_Given data_:
★ ★ ★

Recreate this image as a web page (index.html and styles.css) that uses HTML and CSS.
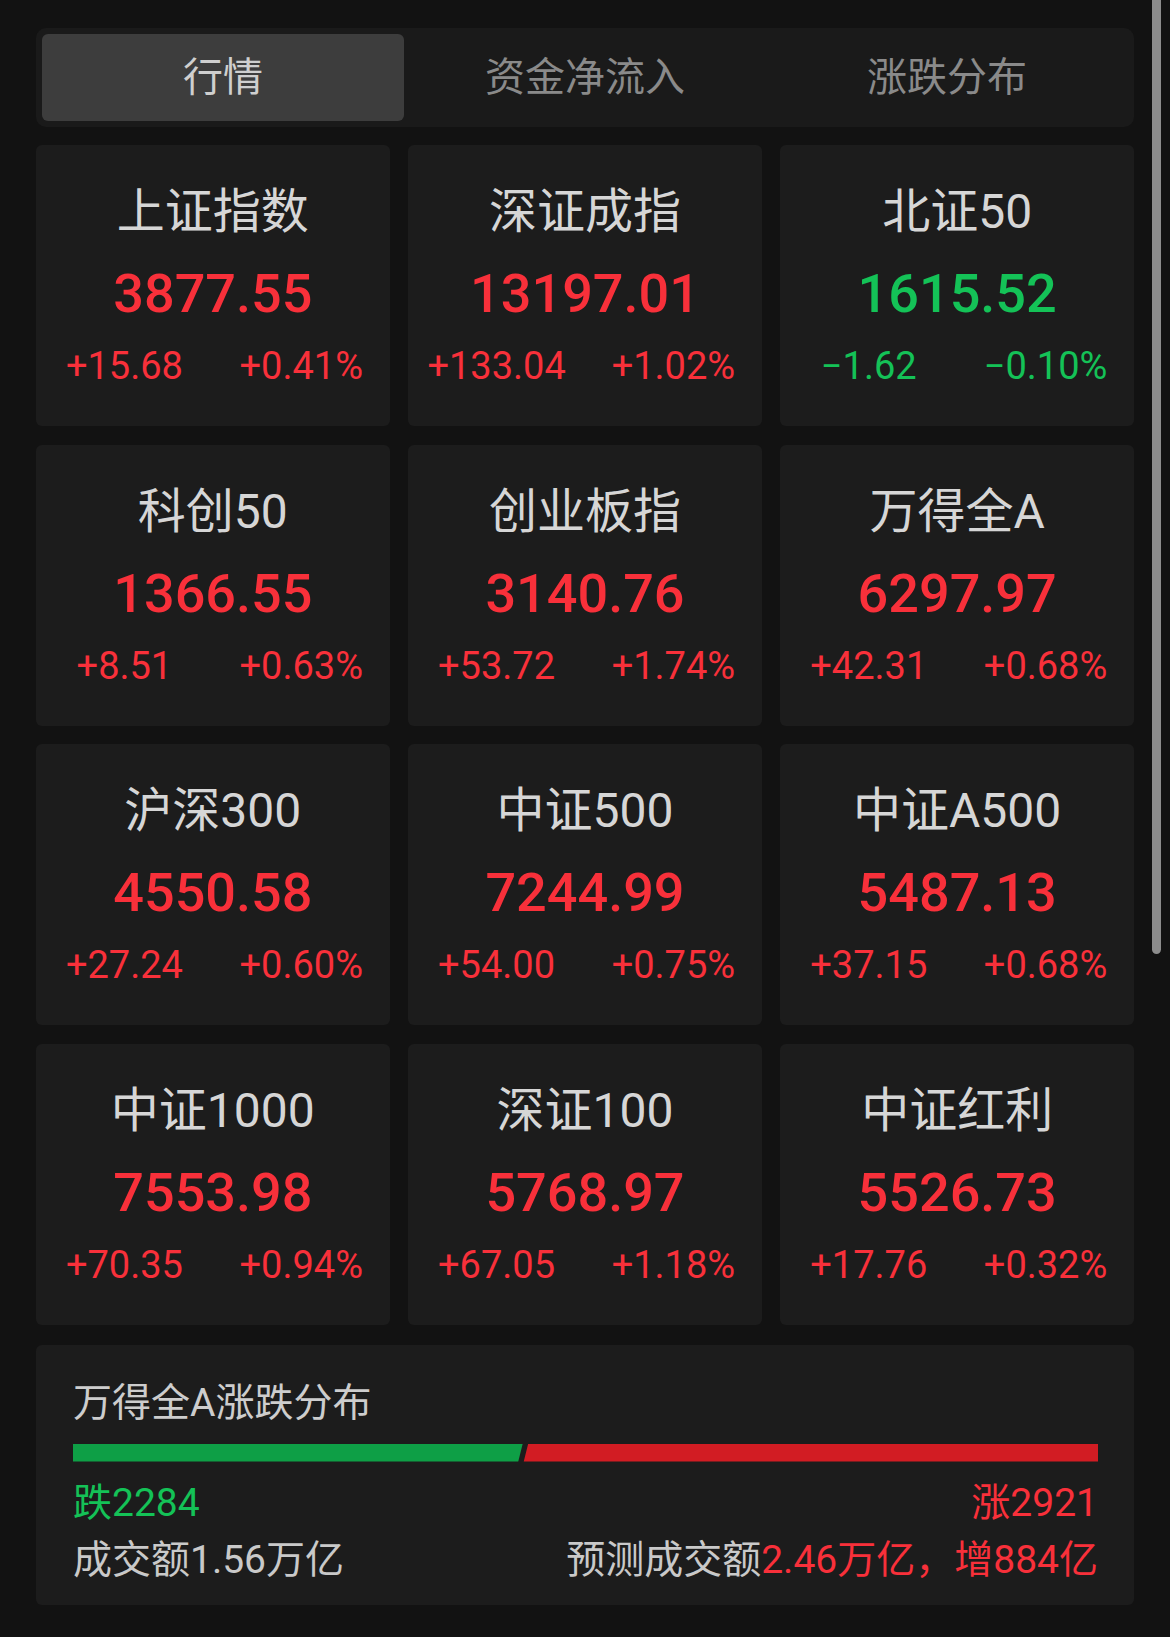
FILE: index.html
```html
<!DOCTYPE html>
<html lang="zh-CN">
<head>
<meta charset="utf-8">
<link rel="stylesheet" href="styles.css">
</head>
<body>
<div class="page">
  <div class="tabs">
    <div class="tab active">行情</div>
    <div class="tab">资金净流入</div>
    <div class="tab">涨跌分布</div>
  </div>

  <div class="grid">
    <div class="card"><div class="title">上证指数</div><div class="num up">3877.55</div><div class="chg up"><span>+15.68</span><span>+0.41%</span></div></div>
    <div class="card"><div class="title">深证成指</div><div class="num up">13197.01</div><div class="chg up"><span>+133.04</span><span>+1.02%</span></div></div>
    <div class="card"><div class="title">北证50</div><div class="num down">1615.52</div><div class="chg down"><span>−1.62</span><span>−0.10%</span></div></div>

    <div class="card"><div class="title">科创50</div><div class="num up">1366.55</div><div class="chg up"><span>+8.51</span><span>+0.63%</span></div></div>
    <div class="card"><div class="title">创业板指</div><div class="num up">3140.76</div><div class="chg up"><span>+53.72</span><span>+1.74%</span></div></div>
    <div class="card"><div class="title">万得全A</div><div class="num up">6297.97</div><div class="chg up"><span>+42.31</span><span>+0.68%</span></div></div>

    <div class="card"><div class="title">沪深300</div><div class="num up">4550.58</div><div class="chg up"><span>+27.24</span><span>+0.60%</span></div></div>
    <div class="card"><div class="title">中证500</div><div class="num up">7244.99</div><div class="chg up"><span>+54.00</span><span>+0.75%</span></div></div>
    <div class="card"><div class="title">中证A500</div><div class="num up">5487.13</div><div class="chg up"><span>+37.15</span><span>+0.68%</span></div></div>

    <div class="card"><div class="title">中证1000</div><div class="num up">7553.98</div><div class="chg up"><span>+70.35</span><span>+0.94%</span></div></div>
    <div class="card"><div class="title">深证100</div><div class="num up">5768.97</div><div class="chg up"><span>+67.05</span><span>+1.18%</span></div></div>
    <div class="card"><div class="title">中证红利</div><div class="num up">5526.73</div><div class="chg up"><span>+17.76</span><span>+0.32%</span></div></div>
  </div>

  <div class="panel">
    <div class="panel-title">万得全A涨跌分布</div>
    <div class="bar">
      <div class="bar-down" style="width: 43.88%"></div>
      <div class="bar-up"></div>
    </div>
    <div class="row">
      <span class="down">跌2284</span>
      <span class="up">涨2921</span>
    </div>
    <div class="row">
      <span class="muted">成交额1.56万亿</span>
      <span><span class="muted">预测成交额</span><span class="up">2.46万亿，增884亿</span></span>
    </div>
  </div>
</div>
<div class="scrollbar"></div>
</body>
</html>
```

FILE: styles.css
```css
html, body {
  margin: 0;
  padding: 0;
  background: #121212;
}
body {
  width: 1170px;
  height: 1637px;
  overflow: hidden;
  position: relative;
  font-family: Roboto, "Noto Sans CJK SC", sans-serif;
}
.page {
  width: 1098px;
  padding: 28px 0 0 36px;
}
.tabs {
  display: grid;
  grid-template-columns: repeat(3, 1fr);
  padding: 6px 6px;
  background: #1a1a1a;
  border-radius: 10px;
}
.tab {
  height: 87px;
  line-height: 87px;
  text-align: center;
  font-size: 40px;
  color: #8a8a8a;
  border-radius: 6px;
}
.tab.active {
  background: #3d3d3d;
  color: #cfcfcf;
}
.grid {
  margin-top: 18px;
  display: grid;
  grid-template-columns: repeat(3, 1fr);
  gap: 18.5px;
}
.card {
  height: 281px;
  box-sizing: border-box;
  padding-top: 37px;
  background: #1c1c1c;
  border-radius: 6px;
  text-align: center;
}
.title {
  font-size: 48px;
  line-height: 60px;
  color: #d6d6d6;
}
.num {
  margin-top: 17px;
  font-size: 54px;
  line-height: 70px;
  font-weight: 500;
}
.chg {
  margin-top: 12px;
  display: grid;
  grid-template-columns: 1fr 1fr;
  font-size: 38px;
  line-height: 50px;
}
.up { color: #f8303a; }
.down { color: #14c257; }
.muted { color: #c9c9c9; }
.panel {
  margin-top: 20px;
  height: 260px;
  box-sizing: border-box;
  padding: 32px 36px 0 37px;
  background: #1c1c1c;
  border-radius: 6px;
}
.panel-title {
  font-size: 39px;
  line-height: 52px;
  color: #cdcdcd;
}
.bar {
  margin-top: 15px;
  height: 18px;
  display: flex;
}
.bar-down {
  height: 100%;
  background: #0e9f46;
  clip-path: polygon(0 0, 100% 0, calc(100% - 4.5px) 100%, 0 100%);
}
.bar-up {
  flex: 1;
  height: 100%;
  background: #d21c23;
  clip-path: polygon(5.5px 0, 100% 0, 100% 100%, 1px 100%);
}
.row {
  display: flex;
  justify-content: space-between;
  font-size: 39px;
  line-height: 57px;
}
.bar + .row { margin-top: 13px; }
.scrollbar {
  position: absolute;
  top: 0;
  left: 1152px;
  width: 9px;
  height: 954px;
  background: #8c8c8c;
  border-radius: 0 0 5px 5px;
}
```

★ ★ ★

_Short problem_: Except for the pictures, give all the material above again verbatim.

_Exercise answer_:
Recreate this image as a web page (index.html and styles.css) that uses HTML and CSS.
FILE: index.html
```html
<!DOCTYPE html>
<html lang="zh-CN">
<head>
<meta charset="utf-8">
<link rel="stylesheet" href="styles.css">
</head>
<body>
<div class="page">
  <div class="tabs">
    <div class="tab active">行情</div>
    <div class="tab">资金净流入</div>
    <div class="tab">涨跌分布</div>
  </div>

  <div class="grid">
    <div class="card"><div class="title">上证指数</div><div class="num up">3877.55</div><div class="chg up"><span>+15.68</span><span>+0.41%</span></div></div>
    <div class="card"><div class="title">深证成指</div><div class="num up">13197.01</div><div class="chg up"><span>+133.04</span><span>+1.02%</span></div></div>
    <div class="card"><div class="title">北证50</div><div class="num down">1615.52</div><div class="chg down"><span>−1.62</span><span>−0.10%</span></div></div>

    <div class="card"><div class="title">科创50</div><div class="num up">1366.55</div><div class="chg up"><span>+8.51</span><span>+0.63%</span></div></div>
    <div class="card"><div class="title">创业板指</div><div class="num up">3140.76</div><div class="chg up"><span>+53.72</span><span>+1.74%</span></div></div>
    <div class="card"><div class="title">万得全A</div><div class="num up">6297.97</div><div class="chg up"><span>+42.31</span><span>+0.68%</span></div></div>

    <div class="card"><div class="title">沪深300</div><div class="num up">4550.58</div><div class="chg up"><span>+27.24</span><span>+0.60%</span></div></div>
    <div class="card"><div class="title">中证500</div><div class="num up">7244.99</div><div class="chg up"><span>+54.00</span><span>+0.75%</span></div></div>
    <div class="card"><div class="title">中证A500</div><div class="num up">5487.13</div><div class="chg up"><span>+37.15</span><span>+0.68%</span></div></div>

    <div class="card"><div class="title">中证1000</div><div class="num up">7553.98</div><div class="chg up"><span>+70.35</span><span>+0.94%</span></div></div>
    <div class="card"><div class="title">深证100</div><div class="num up">5768.97</div><div class="chg up"><span>+67.05</span><span>+1.18%</span></div></div>
    <div class="card"><div class="title">中证红利</div><div class="num up">5526.73</div><div class="chg up"><span>+17.76</span><span>+0.32%</span></div></div>
  </div>

  <div class="panel">
    <div class="panel-title">万得全A涨跌分布</div>
    <div class="bar">
      <div class="bar-down" style="width: 43.88%"></div>
      <div class="bar-up"></div>
    </div>
    <div class="row">
      <span class="down">跌2284</span>
      <span class="up">涨2921</span>
    </div>
    <div class="row">
      <span class="muted">成交额1.56万亿</span>
      <span><span class="muted">预测成交额</span><span class="up">2.46万亿，增884亿</span></span>
    </div>
  </div>
</div>
<div class="scrollbar"></div>
</body>
</html>
```

FILE: styles.css
```css
html, body {
  margin: 0;
  padding: 0;
  background: #121212;
}
body {
  width: 1170px;
  height: 1637px;
  overflow: hidden;
  position: relative;
  font-family: Roboto, "Noto Sans CJK SC", sans-serif;
}
.page {
  width: 1098px;
  padding: 28px 0 0 36px;
}
.tabs {
  display: grid;
  grid-template-columns: repeat(3, 1fr);
  padding: 6px 6px;
  background: #1a1a1a;
  border-radius: 10px;
}
.tab {
  height: 87px;
  line-height: 87px;
  text-align: center;
  font-size: 40px;
  color: #8a8a8a;
  border-radius: 6px;
}
.tab.active {
  background: #3d3d3d;
  color: #cfcfcf;
}
.grid {
  margin-top: 18px;
  display: grid;
  grid-template-columns: repeat(3, 1fr);
  gap: 18.5px;
}
.card {
  height: 281px;
  box-sizing: border-box;
  padding-top: 37px;
  background: #1c1c1c;
  border-radius: 6px;
  text-align: center;
}
.title {
  font-size: 48px;
  line-height: 60px;
  color: #d6d6d6;
}
.num {
  margin-top: 17px;
  font-size: 54px;
  line-height: 70px;
  font-weight: 500;
}
.chg {
  margin-top: 12px;
  display: grid;
  grid-template-columns: 1fr 1fr;
  font-size: 38px;
  line-height: 50px;
}
.up { color: #f8303a; }
.down { color: #14c257; }
.muted { color: #c9c9c9; }
.panel {
  margin-top: 20px;
  height: 260px;
  box-sizing: border-box;
  padding: 32px 36px 0 37px;
  background: #1c1c1c;
  border-radius: 6px;
}
.panel-title {
  font-size: 39px;
  line-height: 52px;
  color: #cdcdcd;
}
.bar {
  margin-top: 15px;
  height: 18px;
  display: flex;
}
.bar-down {
  height: 100%;
  background: #0e9f46;
  clip-path: polygon(0 0, 100% 0, calc(100% - 4.5px) 100%, 0 100%);
}
.bar-up {
  flex: 1;
  height: 100%;
  background: #d21c23;
  clip-path: polygon(5.5px 0, 100% 0, 100% 100%, 1px 100%);
}
.row {
  display: flex;
  justify-content: space-between;
  font-size: 39px;
  line-height: 57px;
}
.bar + .row { margin-top: 13px; }
.scrollbar {
  position: absolute;
  top: 0;
  left: 1152px;
  width: 9px;
  height: 954px;
  background: #8c8c8c;
  border-radius: 0 0 5px 5px;
}
```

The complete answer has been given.